[North-NV-Greens] Fwd: Families Pay the Price
Paul Etxeberri
eusko at greens.org
Sat Dec 25 23:37:10 PST 2004
>
>
>New York Times
>December 24, 2004
>
>Families Pay the Price
>
>By Bob Herbert
>
>"It's like watching your son playing in traffic, and
>there's nothing you can do." - Janet Bellows, mother of
>a soldier who has been assigned to a second tour in
>Iraq.
>
>Back in the 1960's, when it seemed as if every other
>draftee in the Army was being sent to Vietnam, I was
>sent off to Korea, where I was assigned to the
>intelligence office of an engineer battalion.
>
>Twenty years old and half a world away from home, I
>looked forward to mail call the way junkies craved
>their next fix. My teenage sister, Sandy, got all of
>her high school girlfriends to write to me, which led
>some of the guys in my unit to think I was some kind of
>Don Juan. I considered it impolite to correct any
>misconceptions they might have had.
>
>You could depend on the mail for an emotional lift -
>most of the time. But there were times when I would
>open an envelope and read, in the inky handwriting of
>my mother or father or sister, that a friend of mine,
>someone I had grown up with or gone to school with, or
>a new friend I had met in the Army, had been killed in
>Vietnam. Just like that. Gone. Life over at 18, 19, 20.
>
>I can still remember the weird feelings that would come
>over me in those surreal moments, including the
>irrational idea that I was somehow responsible for the
>death. In the twisted logic of grief, I would feel that
>if I had never opened the envelope, the person would
>still be alive. I remember being overwhelmed with the
>desire to reseal the letter in the envelope and bring
>my dead friend back to life.
>
>This week's hideous attack in Mosul reminded me of
>those long ago days. Once again American troops sent on
>a fool's errand are coming home in coffins, or without
>their right arms or left legs, or paralyzed, or so
>messed up mentally they'll never be the same. Troops
>are being shoved two or three times into the furnace of
>Iraq by astonishingly incompetent leaders who have been
>unable or unwilling to provide them with the proper
>training, adequate equipment or even a clearly defined
>mission.
>
>It is a mind-boggling tragedy. And the suffering goes
>far beyond the men and women targeted by the
>insurgents.

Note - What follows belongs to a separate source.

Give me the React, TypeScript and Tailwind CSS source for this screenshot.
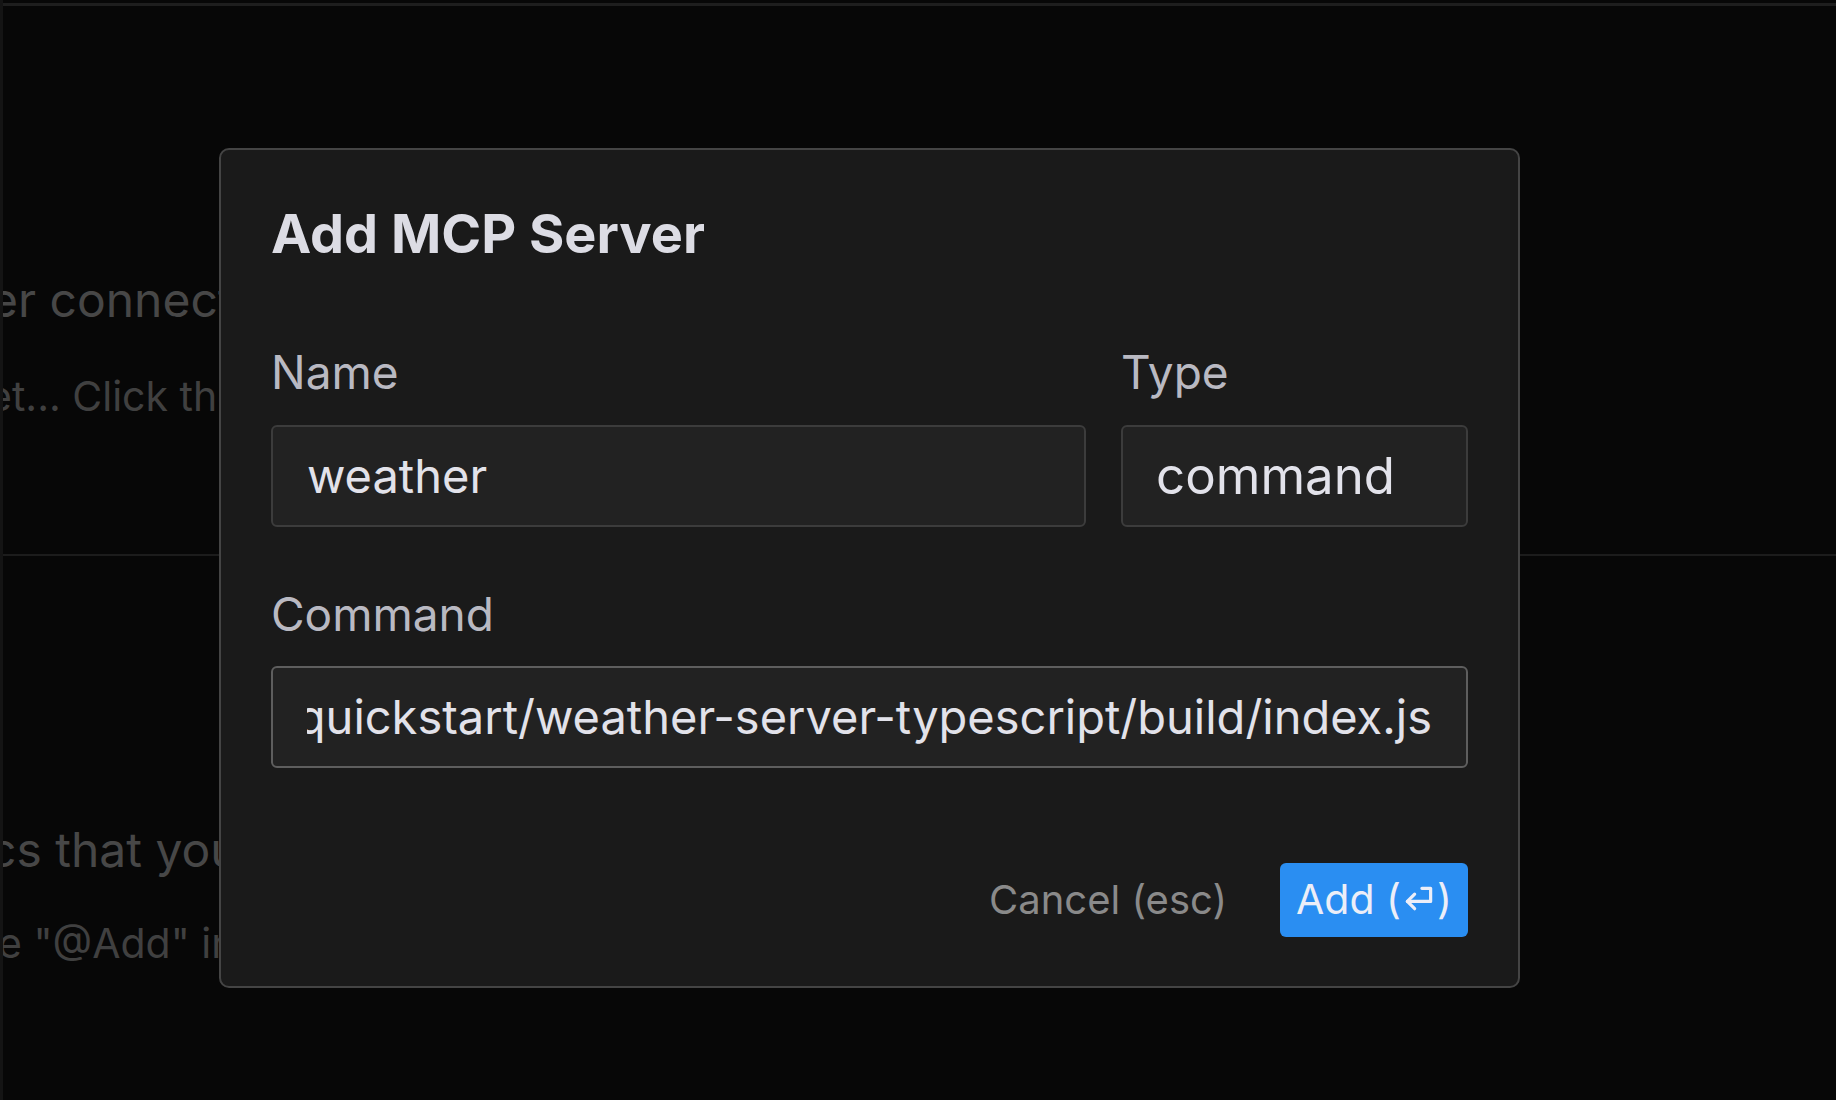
import React from "react";

const ReturnIcon = () => (
    <svg viewBox="0 0 26 22" className="w-[38px] h-[32px] -mx-[1px]" fill="none" stroke="currentColor" strokeWidth={2.2} strokeLinecap="round" strokeLinejoin="round">
        <path d="M15 3H21V12H5" />
        <path d="M10 7L5 12L10 17" />
    </svg>
);

const Field = ({ label, children, className }: any) => (
    <div className={`flex flex-col ${className ?? ""}`}>
        <label className="text-[46px] leading-[54px] text-[#b9b9c2]">{label}</label>
        <div className="mt-[26px]">{children}</div>
    </div>
);

const App = () => {
    const path = "node /Users/dev/quickstart/weather-server-typescript/build/index.js";

    return (
        <div className="relative w-[1836px] h-[1100px] overflow-hidden bg-[#070707] border-l-[3px] border-[#141414] [font-family:Inter,'Noto_Sans',sans-serif]">
            {/* top edge */}
            <div className="h-[6px] border-b-[3px] border-[#1e1e1e]" />

            {/* page behind the dialog */}
            <div className="flex flex-col">
                <p className="mt-[264px] ml-[-13px] text-[48px] leading-[60px] text-[#474747] whitespace-nowrap">er connections</p>
                <p className="mt-[42px] ml-[-15px] text-[41px] leading-[48px] text-[#404040] whitespace-nowrap">et... Click the + button to add one</p>
                <div className="mt-[134px] h-[2px] bg-[#1c1c1c]" />
                <p className="mt-[264px] ml-[-14px] text-[48px] leading-[60px] text-[#474747] whitespace-nowrap">cs that you add</p>
                <p className="mt-[39px] ml-[-5px] text-[41px] leading-[48px] text-[#404040] whitespace-nowrap">e "@Add" in the chat</p>
            </div>

            {/* dialog */}
            <div className="absolute left-[216px] top-[148px] w-[1301px] flex flex-col px-[50px] pt-[50px] pb-[49px] bg-[#1a1a1a] border-2 border-[#444444] rounded-[10px]">
                <h2 className="text-[54px] leading-[68px] font-bold text-[#dcdce4]">Add MCP Server</h2>

                <div className="mt-[77px] flex gap-[35px]">
                    <Field label="Name" className="flex-1">
                        <div className="h-[102px] flex items-center px-[34px] bg-[#222222] border-2 border-[#3c3c3c] rounded-[6px] text-[47px] text-[#e2e2ea]">
                            weather
                        </div>
                    </Field>
                    <Field label="Type" className="w-[347px]">
                        <div className="h-[102px] flex items-center px-[33px] bg-[#222222] border-2 border-[#3c3c3c] rounded-[6px] text-[51px] text-[#e2e2ea]">
                            command
                        </div>
                    </Field>
                </div>

                <div className="mt-[60px]">
                    <label className="block text-[46px] leading-[54px] text-[#b9b9c2]">Command</label>
                    <div className="mt-[25px] h-[102px] flex items-center px-[34px] bg-[#222222] border-2 border-[#5e5e5e] rounded-[6px]">
                        <div className="flex-1 flex justify-end overflow-hidden">
                            <span className="whitespace-nowrap text-[47px] text-[#e2e2ea]">{path}</span>
                        </div>
                    </div>
                </div>

                <div className="mt-[95px] flex items-center justify-end gap-[53px]">
                    <button className="text-[40px] text-[#8a8a8a]">Cancel (esc)</button>
                    <button className="h-[74px] pl-[16px] pr-[16px] flex items-center rounded-[6px] bg-[#2a8ef2] text-[41px] text-[#eceef8]">
                        Add (<ReturnIcon />)
                    </button>
                </div>
            </div>
        </div>
    );
};

export default App;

Each death in Iraq blows a hole in a family
>and sets off concentric circles of grief that touch
>everyone else who knew and cared for the fallen
>soldier. If the human stakes were understood well
>enough by the political leaders of this country, it
>might make them a little more reluctant to launch
>foolish, unnecessary and ultimately unwinnable wars.
>
>Lisa Hoffman and Annette Rainville of the Scripps
>Howard News Service have reported, in an extremely
>moving article, that nearly 900 American children have
>lost a parent to the war in Iraq. More than 40 fathers
>died without seeing their babies.
>
>The article begins with a description of a deeply sad
>4-year-old named Jack Shanaberger, whose father was
>killed in an ambush in March. Jack told his mother he
>didn't want to be a father when he grew up. "I don't
>want to be a daddy," he said, "because daddies die."
>
>Six female soldiers who died in the war left a total of
>10 children. This is a new form of wartime heartbreak
>for the U.S.
>
>We have completely lost our way with this fiasco in
>Iraq. The president seems almost perversely out of
>touch. "The idea of democracy taking hold in what was a
>place of tyranny and hatred and destruction is such a
>hopeful moment in the history of the world," he said
>this week.
>
>The truth, of course, is that we can't even secure the
>road to the Baghdad airport, or protect our own troops
>lining up for lunch inside a military compound. The
>coming elections are a slapstick version of democracy.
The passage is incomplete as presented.